Hace unos meses irrumpió en el escenario patrio el denominado Centro de Ciberseguridad Industrial, CCI. Sus creadores, tres encomiables profesionales, manifiestan que es una organización independiente sin ánimo de lucro, palabra esta última que significa “Ganancia o provecho que se saca de algo” (RAE). No está de más apostillar aquí que, formas jurídicas aparte, las entidades sin ánimo de lucro pueden ser igual de buenas o de malas que las declaradas con ánimo de lucro.

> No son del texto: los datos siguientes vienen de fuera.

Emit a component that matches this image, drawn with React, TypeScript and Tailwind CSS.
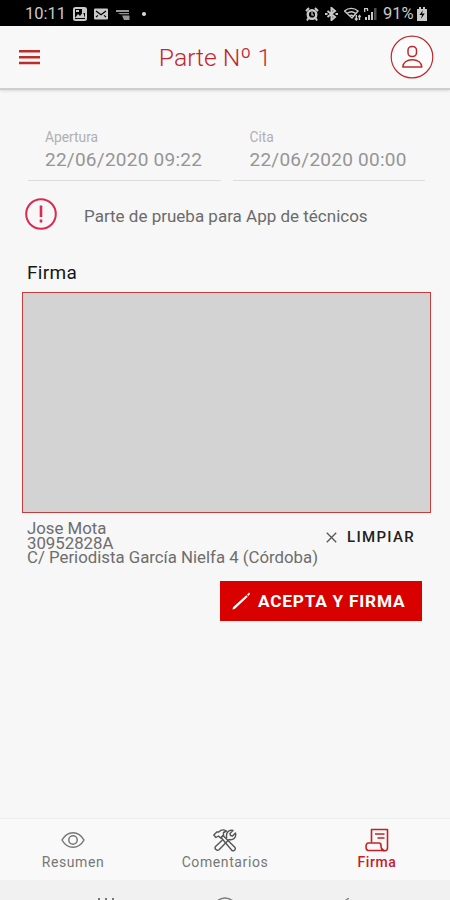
import { type ReactNode } from 'react'
import { clsx } from 'clsx'

interface DateFieldProps {
  label: string
  value: string
}

function DateField({ label, value }: DateFieldProps) {
  return (
    <div className="h-[58px] flex-1 border-b border-[#dcdcdc] pl-4 pt-[6px]">
      <p className="ml-[1px] text-[13.8px] leading-[17px] text-[#b0b0b0]">{label}</p>
      <p className="ml-[1px] mt-[3px] whitespace-nowrap text-[19px] leading-[22px] tracking-[0.25px] text-[#959595]">{value}</p>
    </div>
  )
}

function StatusBar() {
  return (
    <div className="flex h-[26px] shrink-0 items-center bg-black pl-[25px] pr-[22px] pt-[1px] text-[#c9c9c9]">
      <span className="w-[39px] whitespace-nowrap text-[16.5px] leading-5">10:11</span>

      {/* Notifications */}
      <svg className="ml-[9px] h-[14px] w-[14px]" viewBox="0 0 14 14">
        <rect x="1" y="1" width="12" height="12" rx="1.5" fill="none" stroke="currentColor" strokeWidth="2" />
        <path d="M2 11l3-4 2 2 3-4 2 6z" fill="currentColor" />
        <path d="M3 3h3v2H3zM9 2h3v4H9z" fill="currentColor" />
      </svg>
      <svg className="ml-[7px] h-[12px] w-[14px]" viewBox="0 0 14 12">
        <rect width="14" height="11" y=".5" rx="1" fill="currentColor" />
        <path d="M2 3l5 3.7L12 3M2 9l2-1.600M12 9l-2-1.600" fill="none" stroke="#000" strokeWidth="1.2" />
      </svg>
      <svg className="ml-[8px] mt-[2px] h-[12px] w-[14px]" viewBox="0 0 14 12" fill="currentColor">
        <path d="M0 1h13v2H0zM2 4h11v1.300H4zM6 6.500h7.500V11H8z" opacity=".75" />
      </svg>
      <span className="ml-[12px] h-1 w-1 rounded-full bg-[#dddddd]" />

      {/* System icons */}
      <div className="ml-auto flex items-center">
        <svg className="h-[14px] w-[14px]" viewBox="0 0 14 14" fill="none" stroke="currentColor">
          <circle cx="7" cy="7.500" r="4.300" strokeWidth="2.400" />
          <path d="M1 4L4 1M13 4L10 1M3.500 11l-1.500 2.500M10.500 11l1.500 2.500" strokeWidth="2" />
          <path d="M7 5v3h2" strokeWidth="1.2" />
        </svg>
        <svg className="ml-[6px] h-[14px] w-[13px]" viewBox="0 0 13 14" fill="none" stroke="currentColor" strokeWidth="2">
          <path d="M2.500 4l7.500 6-3.500 3V1L10 4l-7.500 6" />
          <path d="M0 7h2.500M10.500 7H13" />
        </svg>
        <svg className="ml-[6px] h-[14px] w-[17px]" viewBox="0 0 17 14" fill="none" stroke="currentColor" strokeWidth="1.4">
          <path d="M.5 4C4.500.5 10 .5 14 4L8 11zM3 6.500c3-2.200 6-2.200 8.500 0M5.500 9c1.200-1 2.500-1 3.700 0" />
          <path d="M12.300 8v5m-1.500-1.500l1.500 1.500 1.300-1.500M15.500 13V8.500m-1.200 1.500l1.200-1.500 1.200 1.500" />
        </svg>
        <svg className="ml-[3px] h-[14px] w-[13px]" viewBox="0 0 13 14" fill="currentColor">
          <path d="M0 1h1.300v4H0zM1 1h3v1.200H1zM3 2h1.200v2H3zM1 10h2v3H1zM4 8h2v5H4zM7 5h2v8H7z" />
          <path d="M10 1h2.500v12H10z" opacity=".4" />
        </svg>
        <span className="ml-[6px] w-[31px] whitespace-nowrap text-[16.5px] leading-5">91%</span>
        <svg className="ml-[3px] mr-[1px] h-[14px] w-[10px]" viewBox="0 0 10 14">
          <path d="M2 0h2v2h2V0h2v2h2v12H0V2h2z" fill="currentColor" />
          <path d="M6 3L2.500 8H5l-1 4 3.700-5.500H5z" fill="#000" />
        </svg>
      </div>
    </div>
  )
}

function Header() {
  return (
    <header className="flex h-[64px] shrink-0 items-center justify-between border-b-2 border-[#cecece] bg-[#f8f8f8] pl-[19px] pr-4 shadow-[0_1px_3px_rgba(0,0,0,0.12)]">
      <button aria-label="Menú">
        <svg className="h-[16px] w-[21px]" viewBox="0 0 21 16" fill="#bd2b2b">
          <path d="M0 1h21v2.400H0zM0 7h21v2.400H0zM0 12.800h21v2.400H0z" />
        </svg>
      </button>
      <h1 className="mt-[2px] whitespace-nowrap text-[24.7px] font-light leading-8 text-[#c1272d]">Parte Nº 1</h1>
      <svg className="h-11 w-11" viewBox="0 0 44 44" fill="none" stroke="#bd2b2b">
        <circle cx="22" cy="22" r="20.800" strokeWidth="1.200" fill="#fcfcfc" />
        <rect x="18" y="11.500" width="8.500" height="10" rx="3.800" strokeWidth="1.500" />
        <path d="M12.800 32c0-4.300 4-7.300 9.500-7.300s9.500 3 9.500 7.300z" strokeWidth="1.500" strokeLinejoin="round" />
      </svg>
    </header>
  )
}

interface TabProps {
  label: string
  active?: boolean
  children: ReactNode
}

function Tab({ label, active, children }: TabProps) {
  return (
    <button className={clsx('flex w-[152px] shrink-0 flex-col items-center', active ? 'text-[#c52026]' : 'text-[#777777]')}>
      <span className="flex h-6 items-center">{children}</span>
      <span className={clsx('mt-[1px] text-[14px] leading-[18px] tracking-[0.6px]', active && 'font-medium')}>{label}</span>
    </button>
  )
}

export default function App() {
  return (
    <div className="flex h-[900px] w-[450px] flex-col overflow-hidden bg-[#f7f7f7] font-[Roboto,sans-serif]">
      <StatusBar />
      <Header />

      <main className="flex-1 pl-[22px] pr-[19px]">
        <div className="mt-[33px] flex gap-3 pl-[6px] pr-[6px]">
          <DateField label="Apertura" value="22/06/2020 09:22" />
          <DateField label="Cita" value="22/06/2020 00:00" />
        </div>

        {/* Aviso */}
        <div className="mt-[17px] flex h-8 items-center pl-[3px]">
          <svg className="h-8 w-8" viewBox="0 0 32 32" fill="none" stroke="#d92b50">
            <circle cx="16" cy="16" r="14.800" strokeWidth="2" />
            <path d="M16 7.500V19M16 21.500v3" strokeWidth="2.600" />
          </svg>
          <p className="ml-[27px] mt-[3px] whitespace-nowrap text-[17px] leading-5 text-[#6b6b6b]">
            Parte de prueba para App de técnicos
          </p>
        </div>

        {/* Firma */}
        <h2 className="mt-[31px] pl-[5px] text-[19px] leading-6 tracking-[0.3px] text-[#161616]">Firma</h2>
        <div className="mt-[7px] h-[221px] border border-[#c63c3c] bg-[#d3d3d3]" />

        <div className="flex h-[68px] justify-between pl-[5px] pt-2">
          <div className="w-[292px] whitespace-nowrap text-[16.800px] leading-[14.600px] text-[#6d6d6d]">
            <p>Jose Mota</p>
            <p>30952828A</p>
            <p>C/ Periodista García Nielfa 4 (Córdoba)</p>
          </div>
          <button className="mr-4 mt-[6px] flex h-5 items-center text-[#222222]">
            <svg className="h-[11px] w-[11px]" viewBox="0 0 11 11" fill="none" stroke="#555555" strokeWidth="1.300">
              <path d="M.8.8l9.400 9.400M10.200.8L.8 10.200" />
            </svg>
            <span className="ml-[10px] text-[15px] font-medium leading-5 tracking-[1.300px]">LIMPIAR</span>
          </button>
        </div>

        <div className="flex justify-end pr-[9px]">
          <button className="flex h-10 w-[202px] items-center bg-[#d90000] pl-3 text-white">
            <svg className="h-5 w-[19px]" viewBox="0 0 19 20" fill="#ffffff">
              <path d="M.5 18.500l.5-2.200L14.300 4.300l1.400 1.500L2.700 18zM15 3.700L17 1.500l1.200 1.200-1.900 2.200z" />
            </svg>
            <span className="ml-[7px] whitespace-nowrap text-[17.300px] font-bold leading-5 tracking-[0.750px]">ACEPTA Y FIRMA</span>
          </button>
        </div>
      </main>

      <nav className="-mr-[3px] -ml-[3px] flex h-[62px] shrink-0 justify-center border-t border-[#eeeeee] bg-[#f9f9f9] pt-[9px]">
        <Tab label="Resumen">
          <svg className="h-[18px] w-6" viewBox="0 0 24 18" fill="none" stroke="currentColor" strokeWidth="1.500">
            <path d="M1 9C6.500-.7 17.500-.7 23 9 17.500 18.700 6.500 18.700 1 9z" />
            <circle cx="12" cy="9" r="4.200" />
          </svg>
        </Tab>
        <Tab label="Comentarios">
          <svg className="h-6 w-6" viewBox="0 0 24 24" fill="none" stroke="#555555" strokeWidth="1.400" strokeLinejoin="round">
            <path d="M.8 7l3-3h2C8 1.500 11 1.500 13.500 3l-3 1.500v3L7.500 10 5.500 8 3 9.500z" />
            <path d="M8 9.500l2-2 12 12c1 2-1 4-3 3z" />
            <path d="M13.800 10C12.500 5 15.500 1.500 20 2.500l-3 3 .5 2 2 .5 3-3c1 4.500-2 7.500-6.500 6.500L6 21.800c-2 1.500-5-1-3.500-3.300L9.500 12" />
          </svg>
        </Tab>
        <Tab label="Firma" active>
          <svg className="h-6 w-6" viewBox="0 0 24 24" fill="none" stroke="currentColor" strokeWidth="1.600" strokeLinejoin="round">
            <path d="M6.500 14.500v-13h16V20c0 3.600-5 3.600-5.500.5" />
            <path d="M3.500 15H14c2 0 2 1.500 2 2.500 0 2 .5 4.500 3 5H3.500C.2 22.500.2 15 3.500 15z" />
            <path d="M10 6h9.500M12.500 10h7" />
          </svg>
        </Tab>
      </nav>

      {/* Android navigation keys, cut off by the viewport */}
      <div className="flex h-5 shrink-0 items-end bg-[#f1f1f1] pl-[98px] text-[#777777]">
        <svg className="h-[3px] w-[17px]" viewBox="0 0 17 3" fill="currentColor">
          <path d="M0 1h2v2H0zM7 1h2v2H7zM14 1h2v2h-2z" />
        </svg>
        <svg className="ml-[101px] h-[3px] w-[18px]" viewBox="0 0 18 3" fill="none" stroke="currentColor" strokeWidth="1.500">
          <path d="M1 4Q9-2 17 4" />
        </svg>
        <svg className="ml-[111px] h-[2px] w-[4px]" viewBox="0 0 4 2" fill="currentColor">
          <path d="M3 0h1v1L2 2H0z" />
        </svg>
      </div>
    </div>
  )
}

El CCI, además, sostiene que ha nacido sin subvenciones. Da la sensación de que esto se esgrime como algo positivo. Y lo es, porque si tal circunstancia perdura en toda la riqueza del significado de tan polisémico vocablo, la vida de este Centro –si no intervienen agentes distorsionadores del natural devenir– se irá desarrollando en base a una dinámica de financiación guiada por la evidencia y la percepción que tengan los aportadores del grado de cumplimiento de su loable fin; a saber: impulsar y contribuir a la mejora de la Ciberseguridad Industrial en España y Latinoamérica.
La ciberseguridad industrial no existe; pero sí, desde luego, la necesidad de aplicar ciberseguridad al “entorno industrial”, un rico caladero en el que apenas ha empezado a faenar el ramo de oferta de seguridad TIC. Y en esa batalla está el CCI, que, además de haber diseñado un Mapa de Ruta de la Ciberseguridad Industrial en España, organizará en Madrid a primeros de octubre su Primer Congreso Iberoamericano, al que es de desear que acudan expertos de áreas industriales (propietarios del riesgo) para transformarse en demandantes convencidos y, en consecuencia, en vez de optar por crearse su chiringuito, soliciten colaboración a los CISO de sus empresas para participar por derecho propio y con decisión en el macroproceso corporativo de gestión de la seguridad, la continuidad y la privacidad, que es lo suyo.